On 2021-11-22 18:16, olcott wrote:
On 11/22/2021 7:07 PM, André G. Isaak wrote:
On 2021-11-22 17:13, olcott wrote:
On 11/22/2021 5:16 PM, André G. Isaak wrote:
And this bit is particularly mystifying:
PSR_set: for n = 0 to ∞
{
; (Input_Never_Halts( Hn(Pn,Pn) ))
; (Sometimes_Halts( Hn(Pn,Pn) ))
; (Sometimes_Halts( Pn(Pn) ))
}
André
Numbered elements of the infinite set of finite string C encodings
of H and P. The source-code that I provided is the (H0, P0) element.
That wasn't the mystifying part despite it being a strange abuse of
syntax. I assumed this was just a deranged way of writing ∀n rather
than being a syntactically ill-formed C program, though why you
continuously insist on inventing your own undefined notation is
beyond me.
How can the input of Hn(Pn, Pn) never halt when Pn(Pn) sometimes halt?

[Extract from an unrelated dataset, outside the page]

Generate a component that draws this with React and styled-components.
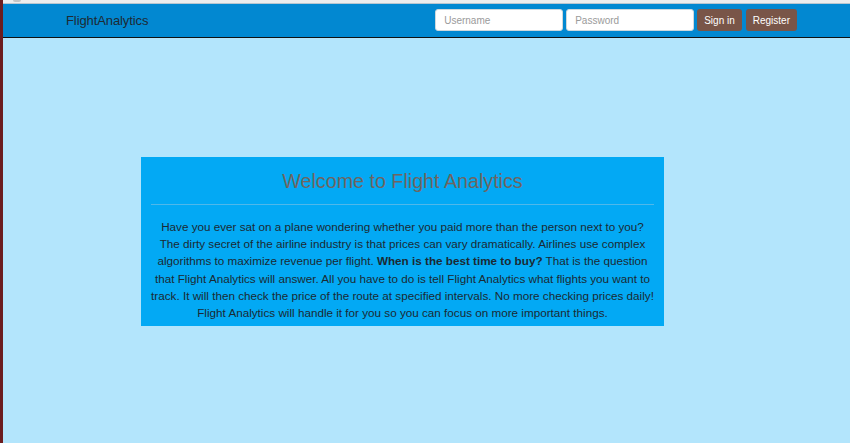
import React from "react";
import styled, { createGlobalStyle } from "styled-components";

const GlobalStyle = createGlobalStyle`
  html, body {
    margin: 0;
    padding: 0;
    height: 100%;
    background: #b3e5fc;
    font-family: "Liberation Sans", Arial, sans-serif;
  }
  #root {
    min-height: 100%;
  }
`;

const Page = styled.div`
  display: flex;
  min-height: 443px;
  background: #b3e5fc;
`;

const Edge = styled.div`
  width: 3px;
  flex-shrink: 0;
  background: #6b1d1f;
`;

const Main = styled.div`
  flex: 1;
  display: flex;
  flex-direction: column;
`;

const TopStrip = styled.div`
  height: 4px;
  background: #ededed;
  border-bottom: 1px solid #b8c6d0;
  box-sizing: border-box;
  padding-left: 10px;
  display: flex;
  align-items: flex-start;
`;

const Nub = styled.span`
  width: 8px;
  height: 2px;
  background: #c4c4c4;
  border-radius: 0 0 2px 2px;
`;

const Navbar = styled.nav`
  height: 34px;
  box-sizing: border-box;
  background: #0288d1;
  border-bottom: 1px solid #111;
  display: flex;
  align-items: center;
  padding: 0 53px 1px 63px;
`;

const Brand = styled.a`
  font-size: 13px;
  color: #1e2a33;
  text-decoration: none;
  letter-spacing: -0.1px;
`;

const LoginForm = styled.form`
  margin-left: auto;
  display: flex;
  align-items: center;
  gap: 3px;
`;

const Field = styled.input`
  width: 128px;
  height: 22px;
  box-sizing: border-box;
  border: 1px solid #cfd8dc;
  border-radius: 3px;
  padding: 0 8px;
  font-family: inherit;
  font-size: 10px;
  color: #333;
  background: #fff;
  &::placeholder {
    color: #9a9a9a;
  }
`;

const Button = styled.button`
  height: 22px;
  padding: 0 7px;
  margin-left: ${props => (props.spaced ? "1px" : "0")};
  border: none;
  border-radius: 3px;
  background: #795548;
  color: #fff;
  font-family: inherit;
  font-size: 10px;
  cursor: pointer;
`;

const Content = styled.main`
  flex: 1;
  padding: 119px 0 0 138px;
`;

const Card = styled.section`
  width: 523px;
  box-sizing: border-box;
  background: #03a9f4;
  padding: 11px 10px 5px;
  text-align: center;
`;

const Title = styled.h2`
  margin: 0;
  font-size: 19.7px;
  font-weight: 400;
  line-height: 26px;
  color: #6f6560;
`;

const Rule = styled.hr`
  margin: 10px 0 13px;
  border: none;
  border-top: 1px solid #4fb8ea;
`;

const Body = styled.p`
  margin: 0;
  font-size: 11.7px;
  line-height: 17.2px;
  color: #1b2a33;
`;

export default function App() {
  return (
    <>
      <GlobalStyle />
      <Page>
        <Edge />
        <Main>
          <TopStrip>
            <Nub />
          </TopStrip>
          <Navbar>
            <Brand href="#">FlightAnalytics</Brand>
            <LoginForm onSubmit={e => e.preventDefault()}>
              <Field type="text" placeholder="Username" />
              <Field type="password" placeholder="Password" />
              <Button type="submit">Sign in</Button>
              <Button type="button" spaced>Register</Button>
            </LoginForm>
          </Navbar>
          <Content>
            <Card>
              <Title>Welcome to Flight Analytics</Title>
              <Rule />
              <Body>
                Have you ever sat on a plane wondering whether you paid more than the person next to you?
                The dirty secret of the airline industry is that prices can vary dramatically. Airlines use
                complex algorithms to maximize revenue per flight. <b>When is the best time to buy?</b> That
                is the question that Flight Analytics will answer. All you have to do is tell Flight Analytics
                what flights you want to track. It will then check the price of the route at specified
                intervals. No more checking prices daily! Flight Analytics will handle it for you so you can
                focus on more important things.
              </Body>
            </Card>
          </Content>
        </Main>
      </Page>
    </>
  );
}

The input to Hn(Pn,Pn) never reaches its final state.
For some of these exact same Pn(Pn) P does reach its final state.
Which goes back to Richard's question which you refused to answer: What
does Input_Never_Halts mean?
The input to a halt decider is a *string*. The input can't halt. It also can't not halt. Only the computation which it describes has a halting
status, and in the case of Hn(Pn, Pn) the input describes the
computation Pn(Pn).
You keep talking about what the 'input' does, but unless by 'input' you
mean 'the computation described by the input' this is a completely
undefined and, as far as I can tell, meaningless notion. Halting is a property of *computations*, not of strings.
So what does Input_Never_Halts mean?
What does it mean for an input to halt or not halt?

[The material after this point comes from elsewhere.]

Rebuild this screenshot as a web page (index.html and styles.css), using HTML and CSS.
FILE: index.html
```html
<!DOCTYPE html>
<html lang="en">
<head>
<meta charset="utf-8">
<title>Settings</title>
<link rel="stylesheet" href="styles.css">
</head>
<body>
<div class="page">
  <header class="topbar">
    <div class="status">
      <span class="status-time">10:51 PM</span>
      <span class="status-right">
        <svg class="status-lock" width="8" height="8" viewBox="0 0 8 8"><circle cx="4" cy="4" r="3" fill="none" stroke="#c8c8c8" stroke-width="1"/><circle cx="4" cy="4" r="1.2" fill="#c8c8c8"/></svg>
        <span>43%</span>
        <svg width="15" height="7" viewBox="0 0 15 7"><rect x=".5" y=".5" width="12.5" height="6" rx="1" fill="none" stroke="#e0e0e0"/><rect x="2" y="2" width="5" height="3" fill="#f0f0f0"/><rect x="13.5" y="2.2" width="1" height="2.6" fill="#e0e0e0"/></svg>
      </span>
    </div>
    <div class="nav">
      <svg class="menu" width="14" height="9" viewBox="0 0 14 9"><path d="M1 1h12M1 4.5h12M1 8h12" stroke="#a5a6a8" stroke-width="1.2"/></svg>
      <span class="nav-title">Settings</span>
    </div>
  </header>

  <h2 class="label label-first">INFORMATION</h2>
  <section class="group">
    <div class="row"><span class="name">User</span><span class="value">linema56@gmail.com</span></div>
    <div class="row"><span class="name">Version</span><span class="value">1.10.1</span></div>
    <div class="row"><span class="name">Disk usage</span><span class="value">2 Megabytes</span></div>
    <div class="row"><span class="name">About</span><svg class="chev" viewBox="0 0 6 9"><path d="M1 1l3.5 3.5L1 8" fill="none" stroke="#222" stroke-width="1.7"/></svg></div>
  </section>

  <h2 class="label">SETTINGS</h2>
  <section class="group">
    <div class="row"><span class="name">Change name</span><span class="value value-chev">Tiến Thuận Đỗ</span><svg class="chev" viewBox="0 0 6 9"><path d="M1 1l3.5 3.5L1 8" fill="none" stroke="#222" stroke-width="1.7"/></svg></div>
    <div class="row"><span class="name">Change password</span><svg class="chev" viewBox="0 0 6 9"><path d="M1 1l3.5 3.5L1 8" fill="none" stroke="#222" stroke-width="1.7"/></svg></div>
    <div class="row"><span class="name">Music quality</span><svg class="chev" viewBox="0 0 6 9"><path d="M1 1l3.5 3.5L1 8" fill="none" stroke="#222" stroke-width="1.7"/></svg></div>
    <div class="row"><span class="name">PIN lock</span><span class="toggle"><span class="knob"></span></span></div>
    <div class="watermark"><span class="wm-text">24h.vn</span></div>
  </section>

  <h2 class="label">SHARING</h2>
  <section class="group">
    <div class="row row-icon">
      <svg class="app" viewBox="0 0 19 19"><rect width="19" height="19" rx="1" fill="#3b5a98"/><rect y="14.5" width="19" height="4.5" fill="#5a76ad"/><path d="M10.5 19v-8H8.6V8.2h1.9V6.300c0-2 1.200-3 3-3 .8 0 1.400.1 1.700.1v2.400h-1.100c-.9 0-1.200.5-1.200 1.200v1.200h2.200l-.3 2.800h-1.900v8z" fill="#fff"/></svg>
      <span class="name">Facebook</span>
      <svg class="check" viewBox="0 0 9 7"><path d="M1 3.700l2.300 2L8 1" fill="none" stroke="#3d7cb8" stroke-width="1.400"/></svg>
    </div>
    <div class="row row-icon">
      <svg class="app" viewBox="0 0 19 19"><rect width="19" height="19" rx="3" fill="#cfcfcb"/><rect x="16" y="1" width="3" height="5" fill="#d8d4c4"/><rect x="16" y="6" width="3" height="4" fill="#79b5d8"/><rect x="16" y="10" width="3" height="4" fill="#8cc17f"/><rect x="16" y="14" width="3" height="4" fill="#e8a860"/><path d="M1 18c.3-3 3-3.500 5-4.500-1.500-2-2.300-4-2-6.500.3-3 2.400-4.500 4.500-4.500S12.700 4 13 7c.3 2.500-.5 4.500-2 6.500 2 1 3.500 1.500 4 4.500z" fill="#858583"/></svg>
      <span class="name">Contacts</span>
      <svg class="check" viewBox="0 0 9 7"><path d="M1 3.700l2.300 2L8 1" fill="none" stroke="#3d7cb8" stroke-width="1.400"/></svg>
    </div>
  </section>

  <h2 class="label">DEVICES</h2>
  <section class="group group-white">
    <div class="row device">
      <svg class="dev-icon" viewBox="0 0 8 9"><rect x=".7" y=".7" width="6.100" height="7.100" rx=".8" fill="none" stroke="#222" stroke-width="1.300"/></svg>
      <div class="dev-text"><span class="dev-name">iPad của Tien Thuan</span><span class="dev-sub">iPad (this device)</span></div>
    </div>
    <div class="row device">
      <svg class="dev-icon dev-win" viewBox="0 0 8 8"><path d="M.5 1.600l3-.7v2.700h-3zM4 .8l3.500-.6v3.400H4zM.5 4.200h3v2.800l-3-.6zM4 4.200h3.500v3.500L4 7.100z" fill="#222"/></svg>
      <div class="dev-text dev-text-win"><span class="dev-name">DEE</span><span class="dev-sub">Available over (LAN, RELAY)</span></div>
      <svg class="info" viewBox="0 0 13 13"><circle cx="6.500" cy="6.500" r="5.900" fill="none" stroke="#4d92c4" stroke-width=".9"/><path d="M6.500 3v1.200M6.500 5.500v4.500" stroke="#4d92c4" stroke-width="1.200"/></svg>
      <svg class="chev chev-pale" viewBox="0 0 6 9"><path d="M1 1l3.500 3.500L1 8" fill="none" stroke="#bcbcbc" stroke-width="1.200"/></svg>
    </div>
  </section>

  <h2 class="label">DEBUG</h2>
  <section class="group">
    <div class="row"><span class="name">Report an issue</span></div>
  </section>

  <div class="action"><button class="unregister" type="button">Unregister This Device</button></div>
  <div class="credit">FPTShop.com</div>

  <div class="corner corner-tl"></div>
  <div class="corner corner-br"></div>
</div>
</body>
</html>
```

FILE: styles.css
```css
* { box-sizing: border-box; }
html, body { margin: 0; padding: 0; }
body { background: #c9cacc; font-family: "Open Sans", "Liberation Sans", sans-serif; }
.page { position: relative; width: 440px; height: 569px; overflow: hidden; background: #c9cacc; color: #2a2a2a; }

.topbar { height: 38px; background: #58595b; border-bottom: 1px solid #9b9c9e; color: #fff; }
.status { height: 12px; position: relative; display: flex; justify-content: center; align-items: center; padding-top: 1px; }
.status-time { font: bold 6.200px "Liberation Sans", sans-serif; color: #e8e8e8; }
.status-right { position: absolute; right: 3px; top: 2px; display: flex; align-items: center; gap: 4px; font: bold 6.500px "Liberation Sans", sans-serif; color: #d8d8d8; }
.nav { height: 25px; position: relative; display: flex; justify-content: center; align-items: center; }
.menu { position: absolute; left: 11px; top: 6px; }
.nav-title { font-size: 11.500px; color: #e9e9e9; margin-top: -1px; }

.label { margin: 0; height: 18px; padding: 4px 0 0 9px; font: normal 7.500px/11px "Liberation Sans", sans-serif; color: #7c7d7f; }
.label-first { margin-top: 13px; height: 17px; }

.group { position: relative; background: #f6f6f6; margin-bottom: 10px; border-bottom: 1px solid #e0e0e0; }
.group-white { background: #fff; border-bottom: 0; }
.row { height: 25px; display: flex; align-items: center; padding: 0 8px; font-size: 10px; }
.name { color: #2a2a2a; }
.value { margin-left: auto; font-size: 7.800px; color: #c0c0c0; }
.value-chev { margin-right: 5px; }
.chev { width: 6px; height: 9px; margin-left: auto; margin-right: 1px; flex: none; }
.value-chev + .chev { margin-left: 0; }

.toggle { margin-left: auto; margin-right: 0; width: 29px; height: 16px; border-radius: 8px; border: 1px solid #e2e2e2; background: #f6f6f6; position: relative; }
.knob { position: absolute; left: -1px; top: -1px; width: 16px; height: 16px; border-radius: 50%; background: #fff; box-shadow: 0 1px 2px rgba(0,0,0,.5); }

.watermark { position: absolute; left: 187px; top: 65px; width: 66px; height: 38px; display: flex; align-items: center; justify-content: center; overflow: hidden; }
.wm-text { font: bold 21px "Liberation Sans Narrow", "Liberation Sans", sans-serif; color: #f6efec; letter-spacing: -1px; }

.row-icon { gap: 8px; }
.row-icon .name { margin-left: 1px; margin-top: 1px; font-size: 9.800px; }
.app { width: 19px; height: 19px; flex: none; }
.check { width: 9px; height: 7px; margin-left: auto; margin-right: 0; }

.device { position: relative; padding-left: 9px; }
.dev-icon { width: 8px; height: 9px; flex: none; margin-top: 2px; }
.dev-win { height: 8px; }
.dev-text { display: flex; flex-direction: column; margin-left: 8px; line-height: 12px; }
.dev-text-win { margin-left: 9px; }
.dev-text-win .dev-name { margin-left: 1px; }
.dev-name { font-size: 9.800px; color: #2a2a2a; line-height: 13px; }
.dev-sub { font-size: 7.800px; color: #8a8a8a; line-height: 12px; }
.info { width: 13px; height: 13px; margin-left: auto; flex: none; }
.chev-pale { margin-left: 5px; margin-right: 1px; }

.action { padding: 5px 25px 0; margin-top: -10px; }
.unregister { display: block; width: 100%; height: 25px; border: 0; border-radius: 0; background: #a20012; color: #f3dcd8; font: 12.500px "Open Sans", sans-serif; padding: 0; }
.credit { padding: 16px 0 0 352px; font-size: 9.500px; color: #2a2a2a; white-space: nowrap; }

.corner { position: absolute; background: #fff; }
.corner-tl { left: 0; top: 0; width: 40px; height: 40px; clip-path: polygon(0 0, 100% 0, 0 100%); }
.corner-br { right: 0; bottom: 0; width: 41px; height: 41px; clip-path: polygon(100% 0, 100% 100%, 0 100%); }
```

And if Hn is a halt decider, how can it only sometimes halt?
I am using categorically exhaustive reasoning examining the behavior
of every possible Hn(Pn,Pn) by examining the categories of possible
behavior.
Only a subset of Hn(Pn,Pn) is H a decider and in only a subset of
these is H a correct halt decider.
And what does it even mean for something to sometimes halt? For any
given value of n it either halts or it doesn't.
Not going to answer this, I take it?